_Task statement_:
Wherever a line below holds the word "styles", copy that line.

[start]

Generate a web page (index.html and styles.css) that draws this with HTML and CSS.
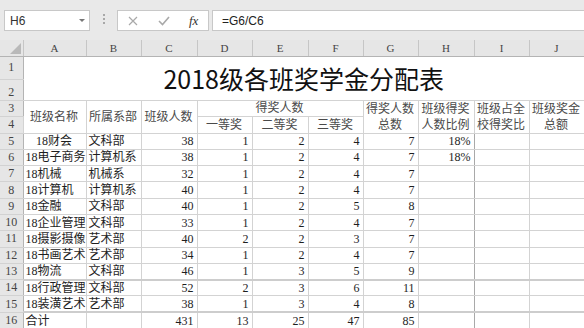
FILE: index.html
```html
<!DOCTYPE html>
<html lang="zh-CN">
<head>
  <meta charset="UTF-8">
  <meta name="viewport" content="width=device-width, initial-scale=1.0">
  <title>2018级各班奖学金分配表</title>
  <link rel="stylesheet" href="styles.css">
</head>
<body>
  <!-- Formula bar -->
  <div class="toolbar">
    <div class="name-box">
      <span>H6</span>
      <span class="caret"></span>
    </div>
    <div class="grip"><i></i><i></i><i></i></div>
    <div class="fx-buttons">
      <svg class="btn-x" width="10" height="10" viewBox="0 0 10 10"><path d="M1 1 L9 9 M9 1 L1 9" stroke="#a9a9a9" stroke-width="1.2" fill="none"/></svg>
      <svg class="btn-ok" width="12" height="10" viewBox="0 0 12 10"><path d="M1 5 L4.5 8.5 L11 1" stroke="#a9a9a9" stroke-width="1.6" fill="none"/></svg>
      <span class="fx">fx</span>
    </div>
    <div class="formula">=G6/C6</div>
  </div>

  <!-- Sheet -->
  <table class="sheet">
    <colgroup>
      <col class="c-rh"><col class="c-a"><col class="c-b"><col class="c-c"><col class="c-d"><col class="c-e">
      <col class="c-f"><col class="c-g"><col class="c-h"><col class="c-i"><col class="c-j">
    </colgroup>
    <tr class="col-head">
      <th class="corner"><div class="tri"></div></th>
      <th>A</th><th>B</th><th>C</th><th>D</th><th>E</th><th>F</th><th>G</th><th>H</th><th>I</th><th>J</th>
    </tr>
    <tr class="r1">
      <th class="rh top">1</th>
      <td class="title" colspan="10" rowspan="2">2018级各班奖学金分配表</td>
    </tr>
    <tr class="r2">
      <th class="rh low">2</th>
    </tr>
    <tr class="hr">
      <th class="rh">3</th>
      <td class="head" rowspan="2">班级名称</td>
      <td class="head" rowspan="2">所属系部</td>
      <td class="head" rowspan="2">班级人数</td>
      <td class="head" colspan="3">得奖人数</td>
      <td class="head wrap" rowspan="2">得奖人数<br>总数</td>
      <td class="head wrap" rowspan="2">班级得奖<br>人数比例</td>
      <td class="head wrap" rowspan="2">班级占全<br>校得奖比</td>
      <td class="head wrap" rowspan="2">班级奖金<br>总额</td>
    </tr>
    <tr class="hr">
      <th class="rh">4</th>
      <td class="head">一等奖</td>
      <td class="head">二等奖</td>
      <td class="head">三等奖</td>
    </tr>
    <tr class="dr">
      <th class="rh">5</th>
      <td class="mid">18财会</td><td class="txt">文科部</td>
      <td class="num">38</td><td class="num">1</td><td class="num">2</td><td class="num">4</td><td class="num">7</td>
      <td class="num edge">18%</td><td></td><td></td>
    </tr>
    <tr class="dr">
      <th class="rh">6</th>
      <td class="txt">18电子商务</td><td class="txt">计算机系</td>
      <td class="num">38</td><td class="num">1</td><td class="num">2</td><td class="num">4</td><td class="num">7</td>
      <td class="num edge">18%</td><td></td><td></td>
    </tr>
    <tr class="dr">
      <th class="rh">7</th>
      <td class="txt">18机械</td><td class="txt">机械系</td>
      <td class="num">32</td><td class="num">1</td><td class="num">2</td><td class="num">4</td><td class="num">7</td>
      <td class="edge"></td><td></td><td></td>
    </tr>
    <tr class="dr">
      <th class="rh">8</th>
      <td class="txt">18计算机</td><td class="txt">计算机系</td>
      <td class="num">40</td><td class="num">1</td><td class="num">2</td><td class="num">4</td><td class="num">7</td>
      <td class="edge"></td><td></td><td></td>
    </tr>
    <tr class="dr">
      <th class="rh">9</th>
      <td class="txt">18金融</td><td class="txt">文科部</td>
      <td class="num">40</td><td class="num">1</td><td class="num">2</td><td class="num">5</td><td class="num">8</td>
      <td class="edge"></td><td></td><td></td>
    </tr>
    <tr class="dr">
      <th class="rh">10</th>
      <td class="txt">18企业管理</td><td class="txt">文科部</td>
      <td class="num">33</td><td class="num">1</td><td class="num">2</td><td class="num">4</td><td class="num">7</td>
      <td class="edge"></td><td></td><td></td>
    </tr>
    <tr class="dr">
      <th class="rh">11</th>
      <td class="txt">18摄影摄像</td><td class="txt">艺术部</td>
      <td class="num">40</td><td class="num">2</td><td class="num">2</td><td class="num">3</td><td class="num">7</td>
      <td class="edge"></td><td></td><td></td>
    </tr>
    <tr class="dr">
      <th class="rh">12</th>
      <td class="txt">18书画艺术</td><td class="txt">艺术部</td>
      <td class="num">34</td><td class="num">1</td><td class="num">2</td><td class="num">4</td><td class="num">7</td>
      <td class="edge"></td><td></td><td></td>
    </tr>
    <tr class="dr">
      <th class="rh">13</th>
      <td class="txt">18物流</td><td class="txt ind">文科部</td>
      <td class="num">46</td><td class="num">1</td><td class="num">3</td><td class="num">5</td><td class="num">9</td>
      <td class="edge"></td><td></td><td></td>
    </tr>
    <tr class="dr split">
      <th class="rh">14</th>
      <td class="txt">18行政管理</td><td class="txt">文科部</td>
      <td class="num">52</td><td class="num">2</td><td class="num">3</td><td class="num">6</td><td class="num">11</td>
      <td class="edge"></td><td></td><td></td>
    </tr>
    <tr class="dr">
      <th class="rh">15</th>
      <td class="txt">18装潢艺术</td><td class="txt">艺术部</td>
      <td class="num">38</td><td class="num">1</td><td class="num">3</td><td class="num">4</td><td class="num">8</td>
      <td class="edge"></td><td></td><td></td>
    </tr>
    <tr class="dr split">
      <th class="rh">16</th>
      <td class="txt">合计</td><td></td>
      <td class="num">431</td><td class="num">13</td><td class="num">25</td><td class="num">47</td><td class="num">85</td>
      <td class="edge"></td><td></td><td></td>
    </tr>
  </table>
</body>
</html>
```

FILE: styles.css
```css
body {
  margin: 0;
  background: #fff;
  font-family: "Liberation Serif", "Noto Sans CJK SC", serif;
  font-size: 12px;
  color: #1e1e1e;
  overflow: hidden;
}

/* Formula bar */
.toolbar {
  height: 40px;
  box-sizing: border-box;
  padding-top: 10px;
  background: #e9e9e9;
  display: flex;
  align-items: flex-start;
}
.name-box {
  margin-left: 4px;
  width: 86px;
  height: 21px;
  box-sizing: border-box;
  padding: 0 4px 0 5px;
  background: #fff;
  border: 1px solid #c8c8c8;
  display: flex;
  align-items: center;
  justify-content: space-between;
  font-family: "Liberation Sans", Arial, sans-serif;
  font-size: 12px;
  color: #333;
}
.caret {
  width: 0;
  height: 0;
  border-left: 3px solid transparent;
  border-right: 3px solid transparent;
  border-top: 3px solid #777;
}
.grip {
  margin: 4px 0 0 13px;
  display: flex;
  flex-direction: column;
  gap: 2px;
}
.grip i { width: 2px; height: 2px; background: #a8a8a8; }
.fx-buttons {
  margin-left: 12px;
  width: 92px;
  height: 21px;
  box-sizing: border-box;
  background: #fff;
  border: 1px solid #c8c8c8;
  display: flex;
  align-items: center;
}
.btn-x { margin-left: 10px; }
.btn-ok { margin-left: 20px; }
.fx {
  margin-left: 19px;
  font-family: "Liberation Serif", serif;
  font-style: italic;
  font-size: 13px;
  color: #333;
}
.formula {
  margin-left: 3px;
  flex: 1;
  height: 21px;
  box-sizing: border-box;
  padding-left: 9px;
  background: #fff;
  border: 1px solid #c8c8c8;
  border-right: none;
  display: flex;
  align-items: center;
  font-family: "Liberation Sans", Arial, sans-serif;
  font-size: 12px;
  color: #222;
}

/* Sheet grid */
.sheet {
  width: 584px;
  table-layout: fixed;
  border-collapse: collapse;
}
.c-rh { width: 23px; }
.c-a { width: 63px; }
.c-b, .c-d, .c-f, .c-g, .c-i, .c-j { width: 55px; }
.c-c, .c-e, .c-h { width: 56px; }

.sheet th {
  padding: 0;
  background: #e6e6e6;
  font-weight: normal;
  color: #444;
}
.col-head { height: 16px; }
.col-head th {
  font-size: 11px;
  border-right: 1px solid #c6c6c6;
  border-bottom: 1px solid #b4b4b4;
}
.corner { vertical-align: bottom; }
.tri {
  margin: 0 2px 2px auto;
  width: 0;
  height: 0;
  border-left: 11px solid transparent;
  border-bottom: 11px solid #b9b9b9;
}
.rh {
  font-size: 12px;
  text-align: center;
  border-right: 1px solid #b4b4b4;
  border-bottom: 1px solid #d2d2d2;
}
.rh.top { vertical-align: middle; }
.rh.low { vertical-align: bottom; padding-bottom: 0; }

.r1 { height: 23px; }
.r2 { height: 21px; }
.hr { height: 16px; }
.dr { height: 16.3px; }

.sheet td {
  padding: 0 3px 0 2px;
  border: 1px solid #d3d3d3;
  line-height: 14px;
  white-space: nowrap;
  overflow: hidden;
}
.sheet td.title {
  padding: 0;
  border: none;
  border-bottom: 1px solid #d3d3d3;
  text-align: center;
  font-family: "Noto Sans CJK SC", sans-serif;
  font-size: 25px;
  line-height: 1;
  color: #111;
}
.sheet td.head {
  text-align: center;
  color: #4a4a4a;
}
.sheet td.wrap { line-height: 16px; }
.num { text-align: right; }
.mid { text-align: center; padding-left: 8px; }
.ind { padding-left: 5px; }
.sheet td.edge { border-right-color: #a9a9a9; }
.split td { border-top: 2px solid #cdcdcd; }
```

[end]

_Final result_:
Generate a web page (index.html and styles.css) that draws this with HTML and CSS.
  <link rel="stylesheet" href="styles.css">
FILE: styles.css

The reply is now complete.